## Start Material provided
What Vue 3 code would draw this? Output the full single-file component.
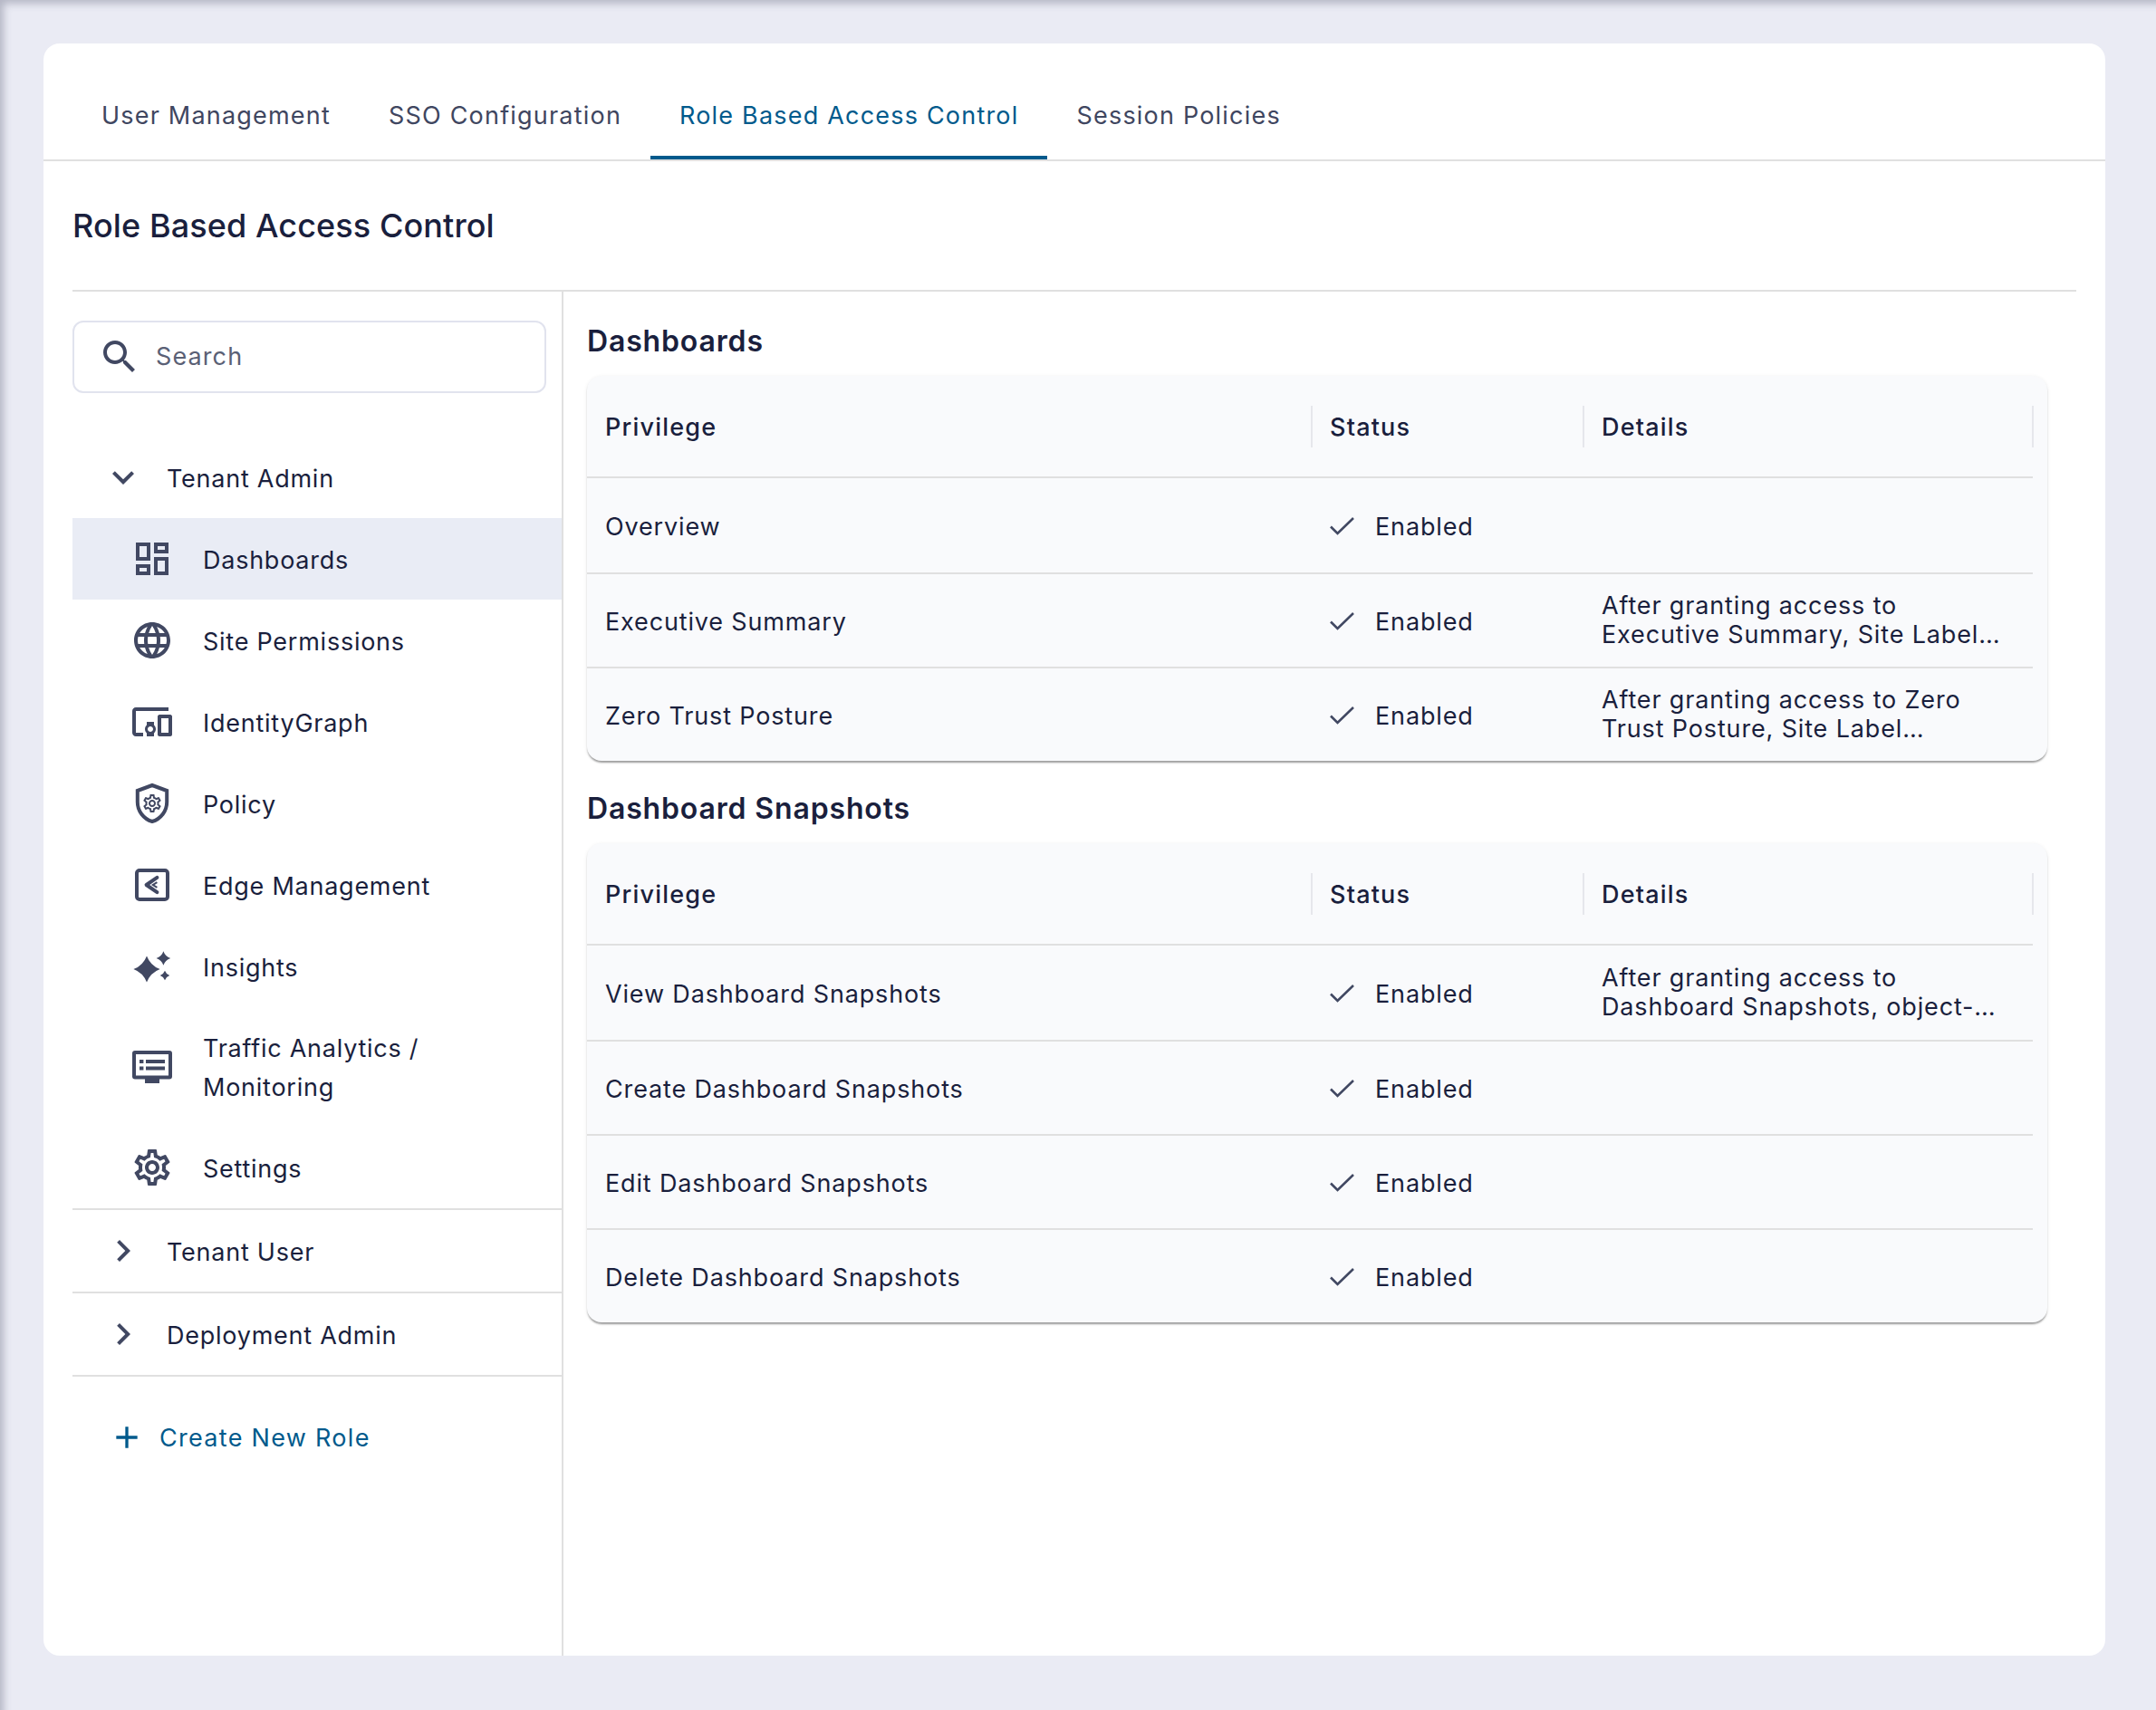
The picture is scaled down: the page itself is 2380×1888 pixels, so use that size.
<script setup>
const tabs = ['User Management', 'SSO Configuration', 'Role Based Access Control', 'Session Policies']

const gear = 'M19.43 12.98c.04-.32.07-.64.07-.98 0-.34-.03-.66-.07-.98l2.11-1.65c.19-.15.24-.42.12-.64l-2-3.46c-.09-.16-.26-.25-.44-.25-.06 0-.12.01-.17.03l-2.49 1c-.52-.4-1.08-.73-1.69-.98l-.38-2.65C14.46 2.18 14.25 2 14 2h-4c-.25 0-.46.18-.49.42l-.38 2.65c-.61.25-1.17.59-1.69.98l-2.49-1c-.06-.02-.12-.03-.18-.03-.17 0-.34.09-.43.25l-2 3.46c-.13.22-.07.49.12.64l2.11 1.65c-.04.32-.07.65-.07.98 0 .33.03.66.07.98l-2.11 1.65c-.19.15-.24.42-.12.64l2 3.46c.09.16.26.25.44.25.06 0 .12-.01.17-.03l2.49-1c.52.4 1.08.73 1.69.98l.38 2.65c.03.24.24.42.49.42h4c.25 0 .46-.18.49-.42l.38-2.65c.61-.25 1.17-.59 1.69-.98l2.49 1c.06.02.12.03.18.03.17 0 .34-.09.43-.25l2-3.46c.12-.22.07-.49-.12-.64l-2.11-1.65zm-1.98-1.71c.04.31.05.52.05.73 0 .21-.02.43-.05.73l-.14 1.13.89.7 1.08.84-.7 1.21-1.27-.51-1.04-.42-.9.68c-.43.32-.84.56-1.25.73l-1.06.43-.16 1.13-.2 1.35h-1.4l-.19-1.35-.16-1.13-1.06-.43c-.43-.18-.83-.41-1.23-.71l-.91-.7-1.06.43-1.27.51-.7-1.21 1.08-.84.89-.7-.14-1.13c-.03-.31-.05-.54-.05-.74s.02-.43.05-.73l.14-1.13-.89-.7-1.08-.84.7-1.21 1.27.51 1.04.42.9-.68c.43-.32.84-.56 1.25-.73l1.06-.43.16-1.13.2-1.35h1.39l.19 1.35.16 1.13 1.06.43c.43.18.83.41 1.23.71l.91.7 1.06-.43 1.27-.51.7 1.21-1.07.85-.89.7.14 1.13zM12 8c-2.21 0-4 1.79-4 4s1.79 4 4 4 4-1.79 4-4-1.79-4-4-4zm0 6c-1.1 0-2-.9-2-2s.9-2 2-2 2 .9 2 2-.9 2-2 2z'

const navItems = [
  { key: 'dash', label: 'Dashboards', selected: true },
  { key: 'site', label: 'Site Permissions' },
  { key: 'graph', label: 'IdentityGraph' },
  { key: 'policy', label: 'Policy' },
  { key: 'edge', label: 'Edge Management' },
  { key: 'insights', label: 'Insights' },
  { key: 'traffic', label: 'Traffic Analytics / Monitoring', tall: true },
  { key: 'settings', label: 'Settings' }
]

const sections = [
  {
    title: 'Dashboards',
    rows: [
      { name: 'Overview', details: [] },
      { name: 'Executive Summary', details: ['After granting access to', 'Executive Summary, Site Label…'] },
      { name: 'Zero Trust Posture', details: ['After granting access to Zero', 'Trust Posture, Site Label…'] }
    ]
  },
  {
    title: 'Dashboard Snapshots',
    rows: [
      { name: 'View Dashboard Snapshots', details: ['After granting access to', 'Dashboard Snapshots, object-…'] },
      { name: 'Create Dashboard Snapshots', details: [] },
      { name: 'Edit Dashboard Snapshots', details: [] },
      { name: 'Delete Dashboard Snapshots', details: [] }
    ]
  }
]
</script>

<template>
  <div class="page">
    <div class="card">
      <div class="tabs">
        <div v-for="tab in tabs" :key="tab" class="tab" :class="{ active: tab === 'Role Based Access Control' }">{{ tab }}</div>
      </div>

      <div class="body">
        <h1 class="title">Role Based Access Control</h1>

        <div class="split">
          <aside class="side">
            <div class="search">
              <svg class="search-icon" viewBox="0 0 24 24"><path d="M15.5 14h-.79l-.28-.27C15.41 12.59 16 11.11 16 9.5 16 5.91 13.09 3 9.5 3S3 5.91 3 9.5 5.91 16 9.5 16c1.61 0 3.09-.59 4.23-1.57l.27.28v.79l5 4.99L20.49 19l-4.99-5zm-6 0C7.01 14 5 11.99 5 9.5S7.01 5 9.5 5 14 7.01 14 9.5 11.99 14 9.5 14z" /></svg>
              <span class="search-text">Search</span>
            </div>

            <div class="group">
              <svg class="chev" viewBox="0 0 24 24"><path d="M16.59 8.59 12 13.17 7.41 8.59 6 10l6 6 6-6z" /></svg>
              <span class="group-label">Tenant Admin</span>
            </div>

            <div v-for="item in navItems" :key="item.key" class="item" :class="{ selected: item.selected, tall: item.tall }">
              <svg class="nav-icon" viewBox="0 0 24 24">
                <path v-if="item.key === 'dash'" d="M19 5v2h-4V5h4M9 5v6H5V5h4m10 8v6h-4v-6h4M9 17v2H5v-2h4M21 3h-8v6h8V3zM11 3H3v10h8V3zm10 8h-8v10h8V11zm-10 4H3v6h8v-6z" />
                <path v-if="item.key === 'site'" d="M11.99 2C6.47 2 2 6.48 2 12s4.47 10 9.99 10C17.52 22 22 17.52 22 12S17.52 2 11.99 2zm6.93 6h-2.95c-.32-1.25-.78-2.45-1.38-3.56 1.84.63 3.37 1.91 4.33 3.56zM12 4.04c.83 1.2 1.48 2.53 1.91 3.96h-3.82c.43-1.43 1.08-2.76 1.91-3.96zM4.26 14C4.1 13.36 4 12.69 4 12s.1-1.36.26-2h3.38c-.08.66-.14 1.32-.14 2 0 .68.06 1.34.14 2H4.26zm.82 2h2.95c.32 1.25.78 2.45 1.38 3.56-1.84-.63-3.37-1.9-4.33-3.56zm2.95-8H5.08c.96-1.66 2.49-2.93 4.33-3.56C8.81 5.55 8.35 6.75 8.03 8zM12 19.96c-.83-1.2-1.48-2.53-1.91-3.96h3.82c-.43 1.43-1.08 2.76-1.91 3.96zM14.34 14H9.66c-.09-.66-.16-1.32-.16-2 0-.68.07-1.35.16-2h4.68c.09.65.16 1.32.16 2 0 .68-.07 1.34-.16 2zm.25 5.56c.6-1.11 1.06-2.31 1.38-3.56h2.95c-.96 1.65-2.49 2.93-4.33 3.56zM16.36 14c.08-.66.14-1.32.14-2 0-.68-.06-1.34-.14-2h3.38c.16.64.26 1.31.26 2s-.1 1.36-.26 2h-3.38z" />
                <path v-if="item.key === 'graph'" d="M3 6h18V4H3c-1.1 0-2 .9-2 2v12c0 1.1.9 2 2 2h4v-2H3V6zm10 6H9v1.78c-.61.55-1 1.33-1 2.22 0 .89.39 1.67 1 2.22V20h4v-1.78c.61-.55 1-1.34 1-2.22 0-.88-.39-1.67-1-2.22V12zm-2 5.5c-.83 0-1.5-.67-1.5-1.5s.67-1.5 1.5-1.5 1.5.67 1.5 1.5-.67 1.5-1.5 1.5zM22 8h-6c-.5 0-1 .5-1 1v10c0 .5.5 1 1 1h6c.5 0 1-.5 1-1V9c0-.5-.5-1-1-1zm-1 10h-4v-8h4v8z" />
                <template v-if="item.key === 'policy'">
                  <path class="line" d="M12 2 3.9 5v6.2c0 5 3.4 9.5 8.100 10.800 4.700-1.300 8.100-5.800 8.100-10.800V5z" />
                  <path :d="gear" transform="translate(12 12) scale(.5) translate(-12 -12)" />
                </template>
                <template v-if="item.key === 'edge'">
                  <rect class="line" x="3.500" y="4" width="17" height="16" rx="1.500" />
                  <path class="line round" d="M14.700 7.900 8.800 12l5.900 4.100" />
                  <path class="line thin" d="M14.700 10.600 12.400 12l2.300 1.400" />
                </template>
                <template v-if="item.key === 'insights'">
                  <path d="M9 6.200Q11 11.500 16.300 13.500 11 15.500 9 20.800 7 15.500 1.700 13.500 7 11.500 9 6.200z" />
                  <path d="M18.200 3.600Q19.200 6.500 22.100 7.500 19.200 8.500 18.200 11.400 17.200 8.500 14.300 7.500 17.200 6.500 18.200 3.600z" />
                  <path d="M19 14.400Q19.700 16.300 21.600 17 19.700 17.700 19 19.600 18.300 17.700 16.400 17 18.300 16.300 19 14.400z" />
                </template>
                <path v-if="item.key === 'traffic'" fill-rule="evenodd" d="M2.500 3h19A1.500 1.500 0 0 1 23 4.500v12.800a1.500 1.500 0 0 1-1.500 1.500H16V21H8v-2.200H2.500A1.500 1.500 0 0 1 1 17.300V4.500A1.500 1.500 0 0 1 2.500 3zM3 5v11.800h18V5zM5 8h2.200v2H5zM8.500 8H19v2H8.500zM5 11.800h2.200v2H5zM8.500 11.800H19v2H8.500z" />
                <path v-if="item.key === 'settings'" :d="gear" />
              </svg>
              <span class="item-label">{{ item.label }}</span>
            </div>

            <div class="group bordered">
              <svg class="chev" viewBox="0 0 24 24"><path d="M10 6 8.590 7.410 13.170 12l-4.580 4.590L10 18l6-6z" /></svg>
              <span class="group-label">Tenant User</span>
            </div>
            <div class="group bordered end">
              <svg class="chev" viewBox="0 0 24 24"><path d="M10 6 8.590 7.410 13.170 12l-4.580 4.590L10 18l6-6z" /></svg>
              <span class="group-label">Deployment Admin</span>
            </div>

            <div class="create">
              <svg class="plus" viewBox="0 0 24 24"><path d="M19 13h-6v6h-2v-6H5v-2h6V5h2v6h6v2z" /></svg>
              <span>Create New Role</span>
            </div>
          </aside>

          <main class="content">
            <section v-for="section in sections" :key="section.title" class="section">
              <h2 class="section-title">{{ section.title }}</h2>
              <div class="paper">
                <div class="row head">
                  <div class="cell">Privilege</div>
                  <div class="cell">Status</div>
                  <div class="cell">Details</div>
                </div>
                <div v-for="row in section.rows" :key="row.name" class="row">
                  <div class="cell">{{ row.name }}</div>
                  <div class="cell status">
                    <svg class="check" viewBox="0 0 27 20"><path d="M1 10.500 8.500 18 26 1" /></svg>
                    <span>Enabled</span>
                  </div>
                  <div class="cell details">
                    <div v-for="line in row.details" :key="line">{{ line }}</div>
                  </div>
                </div>
              </div>
            </section>
          </main>
        </div>
      </div>
    </div>
  </div>
</template>

<style>
html, body {
  margin: 0;
  background: #eaebf4;
}
</style>

<style scoped>
.page {
  width: 2380px;
  height: 1888px;
  box-sizing: border-box;
  padding: 48px 56px 60px 48px;
  background: #eaebf4;
  box-shadow: inset 8px 8px 8px -4px rgba(60, 64, 90, 0.3);
  font-family: Inter, "Liberation Sans", sans-serif;
  color: #1a1f3d;
  font-size: 27px;
  letter-spacing: 0.85px;
}
.card {
  height: 100%;
  background: #fff;
  border-radius: 18px;
  display: flex;
  flex-direction: column;
}
.tabs {
  display: flex;
  height: 130px;
  box-sizing: border-box;
  padding-left: 32px;
  border-bottom: 2px solid #e0e0e0;
}
.tab {
  height: 128px;
  box-sizing: border-box;
  padding: 30px 32px 0;
  display: flex;
  align-items: center;
  color: #3f4660;
  letter-spacing: 1.2px;
  white-space: nowrap;
}
.tab.active {
  color: #005a8c;
  box-shadow: inset 0 -4px 0 #005a8c;
}
.body {
  flex: 1;
  min-height: 0;
  padding: 0 32px;
  display: flex;
  flex-direction: column;
}
.title {
  margin: 0;
  height: 142px;
  border-bottom: 2px solid #e0e0e0;
  display: flex;
  align-items: center;
  font-size: 36px;
  font-weight: 500;
  letter-spacing: 0.1px;
}
.split {
  flex: 1;
  display: flex;
  min-height: 0;
}
.side {
  width: 540px;
  border-right: 2px solid #e0e0e0;
  box-sizing: content-box;
  letter-spacing: 0.75px;
}
.search {
  width: 523px;
  height: 80px;
  box-sizing: border-box;
  margin-top: 32px;
  margin-bottom: 48px;
  border: 2px solid #e1e3ee;
  border-radius: 12px;
  display: flex;
  align-items: center;
  padding-left: 26px;
  gap: 16px;
  color: #5a6075;
}
.search-text {
  padding-bottom: 2px;
  letter-spacing: 1.1px;
}
.search-icon {
  width: 48px;
  height: 48px;
  fill: #414862;
}
.group {
  display: flex;
  align-items: center;
  height: 90px;
  padding-left: 32px;
  gap: 24px;
}
.group-label,
.item-label {
  padding-top: 2px;
}
.chev {
  width: 48px;
  height: 48px;
  fill: #414862;
}
.item {
  display: flex;
  align-items: center;
  height: 90px;
  padding-left: 64px;
  gap: 32px;
  line-height: 43px;
}
.item.tall {
  height: 132px;
  padding-right: 100px;
}
.item.selected {
  background: #e9ecf5;
}
.nav-icon {
  width: 48px;
  height: 48px;
  flex: none;
  fill: #414862;
}
.nav-icon .line {
  fill: none;
  stroke: #414862;
  stroke-width: 2;
}
.nav-icon .round {
  stroke-linecap: round;
  stroke-linejoin: round;
}
.nav-icon .thin {
  stroke-width: 1;
}
.group.bordered {
  border-top: 2px solid #e0e0e0;
}
.group.end {
  border-bottom: 2px solid #e0e0e0;
}
.create {
  display: flex;
  align-items: center;
  margin-top: 47px;
  padding-left: 40px;
  gap: 16px;
  color: #005a8c;
  letter-spacing: 1.3px;
}
.plus {
  width: 40px;
  height: 40px;
  fill: #005a8c;
}
.content {
  flex: 1;
  padding: 2px 32px 0 26px;
}
.section-title {
  margin: 0;
  height: 91px;
  box-sizing: border-box;
  padding-top: 14px;
  display: flex;
  align-items: center;
  font-size: 32px;
  font-weight: 600;
  letter-spacing: 0.85px;
}
.paper {
  background: #f9fafc;
  border-radius: 16px;
  padding-right: 16px;
  box-shadow: 0 3px 2px -1px rgba(0, 0, 0, 0.28), 0 2px 2px 0 rgba(0, 0, 0, 0.1), 0 1px 4px 0 rgba(0, 0, 0, 0.08);
}
.row {
  display: grid;
  grid-template-columns: 800px 300px 1fr;
  height: 104px;
  padding-top: 2px;
  border-top: 2px solid #e0e0e0;
  box-sizing: border-box;
}
.row:nth-child(2) {
  height: 106px;
}
.row.head {
  height: 111px;
  padding-top: 1px;
  border-top: 0;
  font-weight: 500;
  letter-spacing: 1.2px;
}
.cell {
  display: flex;
  align-items: center;
  padding-left: 20px;
}
.head .cell {
  position: relative;
}
.head .cell::after {
  content: '';
  position: absolute;
  right: -1px;
  top: 32px;
  height: 46px;
  width: 2px;
  background: #e6e7ec;
}
.status {
  gap: 23px;
}
.check {
  width: 27px;
  height: 20px;
  fill: none;
  stroke: #414862;
  stroke-width: 2.6;
}
.details {
  display: block;
  align-self: center;
  line-height: 32px;
  padding-bottom: 2px;
}
</style>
## End Material provided
What needs to be done → Quote only the lines running from the line that holds "The picture is" to the line that holds "const tabs = ['User", both ends included.

Solution for this task →
The picture is scaled down: the page itself is 2380×1888 pixels, so use that size.
<script setup>
const tabs = ['User Management', 'SSO Configuration', 'Role Based Access Control', 'Session Policies']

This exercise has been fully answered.